On the right, you can see again two fonts being used, but this time the handwritten font is paired with a slab serif one, which is used in two ways: one in all caps, and other in lowercase. The slab serif font brings a seriousness to the text while the handwritten one gives a feeling of humanity and approach.

The upcase and lowercase combo is a great way to make the fonts look a little bit different and still mantain a pattern, like using the same font family, for example arial and arial black.

examples of fonts on purple background

On this last image, we will see on the left two script fonts, one in uppercase and one in lowercase. They have the same weight and look pretty much the same. Nothing stands out, even the parts in all caps, even being different fonts. Also, as you can see, script fonts are not to be used in all caps, it makes the font hard to read. Always make sure your text is readable, specially if you’re designing a t-shirt or a piece of decor. Your design has to be easy on the eyes, no matter the distance you’re looking from.

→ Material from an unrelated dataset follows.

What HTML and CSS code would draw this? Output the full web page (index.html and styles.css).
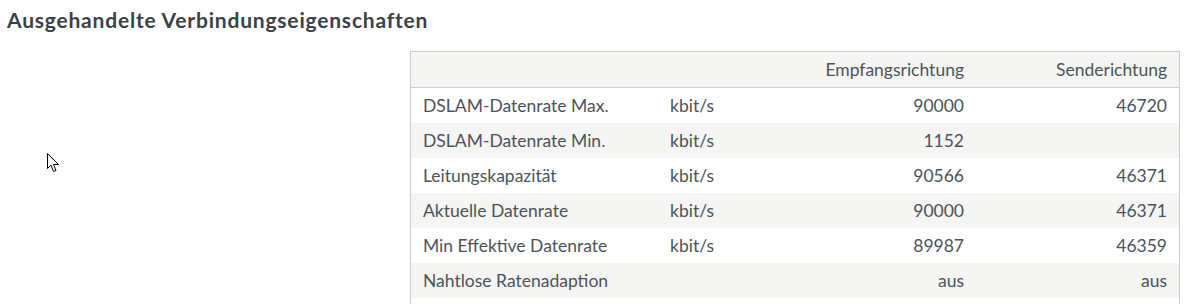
FILE: index.html
```html
<!DOCTYPE html>
<html lang="de">
<head>
<meta charset="utf-8">
<link rel="stylesheet" href="styles.css">
</head>
<body>
<h2 class="title">Ausgehandelte Verbindungseigenschaften</h2>
<div class="content">
  <table class="props">
    <thead>
      <tr><th class="c-label"></th><th class="c-unit"></th><th class="c-num c-down">Empfangsrichtung</th><th class="c-num">Senderichtung</th></tr>
    </thead>
    <tbody>
      <tr><td>DSLAM-Datenrate Max.</td><td>kbit/s</td><td class="c-num c-down">90000</td><td class="c-num">46720</td></tr>
      <tr><td>DSLAM-Datenrate Min.</td><td>kbit/s</td><td class="c-num c-down">1152</td><td class="c-num"></td></tr>
      <tr><td>Leitungskapazität</td><td>kbit/s</td><td class="c-num c-down">90566</td><td class="c-num">46371</td></tr>
      <tr><td>Aktuelle Datenrate</td><td>kbit/s</td><td class="c-num c-down">90000</td><td class="c-num">46371</td></tr>
      <tr><td>Min Effektive Datenrate</td><td>kbit/s</td><td class="c-num c-down">89987</td><td class="c-num">46359</td></tr>
      <tr><td>Nahtlose Ratenadaption</td><td></td><td class="c-num c-down">aus</td><td class="c-num">aus</td></tr>
      <tr class="spacer"><td></td><td></td><td class="c-down"></td><td></td></tr>
    </tbody>
  </table>
</div>
<svg class="cursor" width="13" height="20" viewBox="0 0 13 20"><path d="M0.5 0.5 L0.5 15.5 L4 12 L6.5 18.5 L9 17.5 L6.5 11.5 L11.5 11.5 Z" fill="#fff" stroke="#000" stroke-width="1" stroke-linejoin="miter"/></svg>
</body>
</html>
```
FILE: styles.css
```css
html, body {
  margin: 0;
  padding: 0;
  background: #fff;
}
body {
  font-family: "Lato", "Liberation Sans", sans-serif;
  color: #4b535a;
  width: 1200px;
  height: 304px;
  overflow: hidden;
  position: relative;
}
.title {
  margin: 0;
  padding: 8px 0 0 7px;
  height: 42px;
  box-sizing: border-box;
  font-size: 21px;
  font-weight: 700;
  letter-spacing: 0.8px;
  color: #3a4148;
  line-height: 24px;
}
.content {
  display: flex;
  justify-content: flex-end;
  padding: 9px 20px 0 0;
}
.props {
  width: 770px;
  border-collapse: collapse;
  border: 1px solid #c6ccd1;
  font-size: 17.5px;
}
.props thead tr {
  background: #f5f5f3;
}
.props thead th {
  font-weight: 400;
  border-bottom: 1px solid #c6ccd1;
}
.props th, .props td {
  padding: 0 12px;
  text-align: left;
  white-space: nowrap;
  height: 35px;
  line-height: 20px;
}
.props tbody tr:nth-child(even) {
  background: #f5f5f3;
}
.props .c-label { width: 223px; }
.props .c-unit { width: 110px; }
.props .c-num { text-align: right; }
.props .c-down { width: 160px; padding-right: 16px; }
.cursor {
  position: absolute;
  left: 47px;
  top: 153px;
}
```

For the piece on the right, I chose only one font. It’s round and sans serif, which is perfect for a young and fun piece like this. To emphasize the pieces I chose, I used uppercase and put them in separate lines, then resized them to fit the sides, which made them bolder and contrasting to the others. Sometimes you don’t need to combine different fonts, you just need to make the same font look different!

To finalize, a little tip

Not every white space needs to be filled. Let your text breathe, don’t just squeeze everything together. It’s easier on the eyes when there is a space between the lines and on the sides, so it becomes more harmonic and visually pleasing.

I hope my tips will help you make beautiful font choices on your designs!